Manchmal mache ich mich von meiner Mönchszelle auch auf den Weg ins Stadion, da ist es noch viel schöner. Aber auch allein daheim fühle ich mich nie einsam, weil ich weiß, dass ich einer von Hunderttausenden bin. Bei unseren Ekstasen auf dem Sofa versichern wir uns verlässlich, worum es bei dem ganzen Quatsch eigentlich geht. Um sinnlose, rückhaltlose und fraglose Liebe, die nicht kleinzukriegen ist. Aber sonst wäre es ja auch keine Liebe.
„Den Gegenspieler tunneln, ganz ohne Beinberührung“
Die Idee war verwegen, aber zum Scheitern verurteilt. Im Spätherbst 2009 zog ich aus meiner Heimatstadt Berlin nach Freiburg, offiziell zum Studieren, insgeheim aber auch, um endlich eine Laufbahn als Torjäger einzuschlagen. Mehr noch als das, ich wollte sie erzwingen. In Berlin ging das nicht, da kannten mich alle – und meine fußballerischen Fähigkeiten. Angekommen in der südbadischen Prärie, beim glorreichen SC Eichstetten, behauptete ich – gelernter Mittelfeldwusler, aufgerundet sieben Toren in 263 Jugendspielen – schon immer etatmäßiger Stürmer gewesen zu sein. Ein Knipser, technisch herausragend, trickreich und listig, eine Art Alexander Iaschwili, nur in gnadenlos effizient. War ich natürlich nicht.

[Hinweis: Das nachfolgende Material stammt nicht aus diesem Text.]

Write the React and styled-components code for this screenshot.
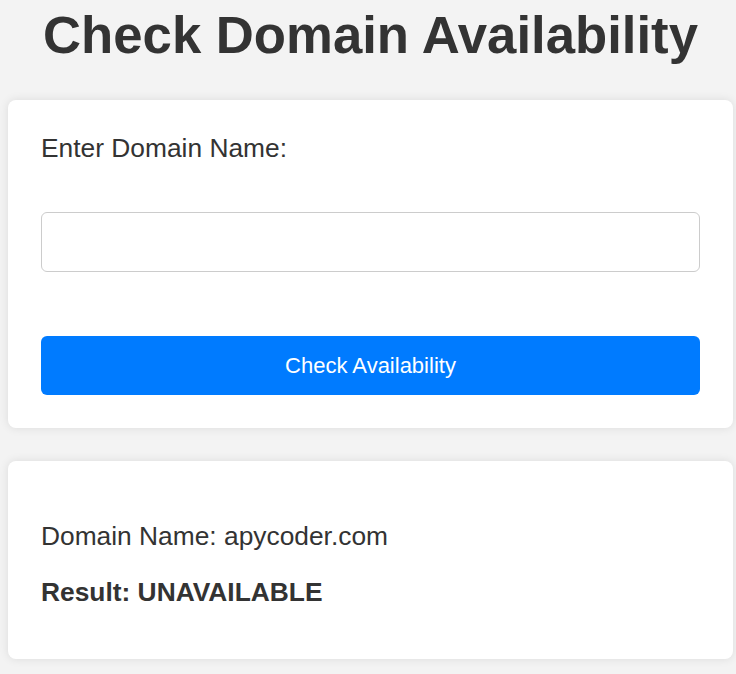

Was sich tiefenpsychologisch hinter dieser Hochstapelei verbarg, war die Sehnsucht danach, regelmäßig Bewunderung und Zuneigung entgegengebracht zu bekommen. Denn der schönste Moment für jeden Fußballer, jene Aktion, die uns in der Woche danach selig durch den Alltag fliegen lässt, ist nun mal das selbsterzielte Tor. Ein Schuss, die Gewissheit, dass der sitzen wird, die Wärme in der Brust, wenn er dann sitzt, ein schon Sekunden später unmöglich zu rekonstruierender Laufweg, Umarmungen, Gebrüll, das Gefühl, in der verbleibenden Spielzeit unbesiegbar zu sein. Mehr geht nicht. Außerdem ist es ja so: Brave Arbeitsbienen im Mittelfeld tauchen am Montag nicht namentlich in der Lokalzeitung auf. Nie. Deshalb wollen ja alle knipsen.
Bloß ist nicht jeder von uns zum Torjäger geboren, die meisten haben allenfalls einen mittelmäßigen Riecher und stehen nicht immer richtig, sondern überschlagen nur in etwa jedem 31. Spiel. So wie ich. Weshalb ich alsbald wieder dorthin beordert wurde, wo ich hingehöre, etwa fünfzig Meter entfernt von beiden Toren, in den umkämpften und erbarmungslosen Mittelkreis einer holprigen und schlecht gemähten Amateursportanlage.
Es dauerte einige Monate, bis ich das nicht mehr als Problem begriff. Denn das Großartige am Fußball sind eben nicht nur die Tore, sondern auch die kleinen Momente. Die, die niemand so richtig registriert. Die man ganz für sich alleine hat. Und die sich am Ende doch für alle summieren zu einer Art hingeworfener Bilanz: Gutes Spiel, Junge!
Wir lassen diese Momente am späten Sonntagabend oft noch ein letztes Mal Revue passieren, bevor wir sie irgendwo im Kopf verstauen, Platz schaffen für nächsten Sonntag und dann zufrieden neben einem leeren Pizzakarton auf der Couch einpennen. Was war das für ein butterweicher Flugball, was für eine saubere Brustannahme vor dem 1:0. Und dann war da der gut angebrachte Spruch zum gegnerischen Trainer und der Pass vor dem Pass, der der entscheidende gewesen wäre, wenn vorne mal einer richtig stehen würde. Und, vor allem, der Tunnel, den man dem Gegenspieler verpasst hat, ganz sauber durch, ohne Beinberührung, raffiniert und sinnvoll, keine prollige Zirkusnummer, nach der der Trainer dich zurecht anbrüllt, dass du die Scheiße bleibenlassen sollst. All das macht glücklich. Und zufrieden. Oder man ist eher der Torjägertyp.